Моё горло сдавливается невидимой удавкой, и мне кажется, что всё так просто: стоит разозлить Мортона посильнее, чтобы наконец-то закончить с этим всем.
— Да! — выдыхаю я, скобля ногтями по горлу — с инстинктом выживания очень трудно бороться. — С ним… я… было так хорошо… лучше… с ним, не так, как с тобой… ненавижу!
Он отпускает меня, точнее — удушье прекращается, и я обессиленно падаю на кровать, стараясь вдыхать не слишком громко и хотя бы не заходиться кашлем.

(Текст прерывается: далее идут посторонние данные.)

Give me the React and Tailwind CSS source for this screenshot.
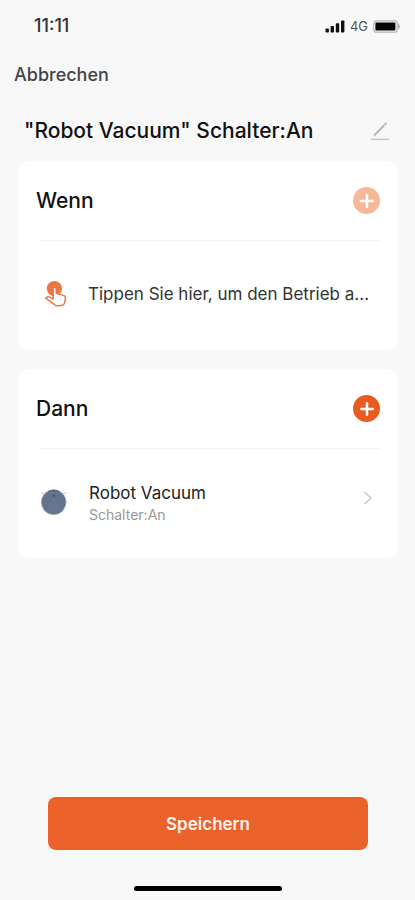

— Дура. Надо тебя наказать.
Внезапно в комнату заглядывает молоденькая служаночка, та самая, что как-то так весело щебетала с Самсуром. Новенькая, возможно, её привлёк шум… Она ещё не знала, что, работая в Койнохолле, нужно быть слепой и глухой. Я едва успеваю завернуться в одеяло, глаза девушки слегка округляются, и неожиданно она делает шаг вперёд, а дверь за ней захлопывается сама собой. Девчонка недоумённо, растерянно, несколько заторможенно переводит взгляд на Мортона, я тоже, с ужасом понимая, предвидя, что сейчас произойдёт и какое наказание он мне придумал. Нетрудно представить, как она будет кричать, когда муж повалит её на кровать, убедившись, что я смотрю — даже если для этого понадобится мне веки приколоть иголками. Как бы то ни было, но девочка выглядит такой юной, невинной и перепуганной, что я зову:
— Мортон…
Первый раз, кажется, я обращаюсь к нему по имени не на людях. Голос звучит хрипло, отнюдь не от желания или страсти, а из-за недавнего удушья.
— Мортон, я так скучала…
Девушка переводит взгляд на меня. Наверное, ей лет восемнадцать или около того, совсем как я, когда попала в проклятую яму Койнохолла. У неё светлые волосы и по-детски круглые щёки, голубые глаза чуть навыкате… А мне уже и терять-то нечего.
— Мортон! — добавляю в голос нетерпеливо-капризных ноток. — Выгони её и иди ко мне! Я скучала, так ждала тебя!
Он колеблется, а я судорожно думаю, потому что неверно сказанное слово способно склонить чашу весов не в пользу этого голубоглазого ребёнка.
— Мортон, если ты положил глаз на эту простушку, я тебя убью.
Нет, не то, не то, неубедительно, слабо!
— У меня проснулась магия, — говорю я, облизывая губы. Мортон поворачивается к служанке и равнодушно говорит:
— Пошла вон.
Девушка быстро, спиной вперёд, выходит, точнее, выкатывается колобком из комнаты, вряд ли понимая, какой участи только что избежала.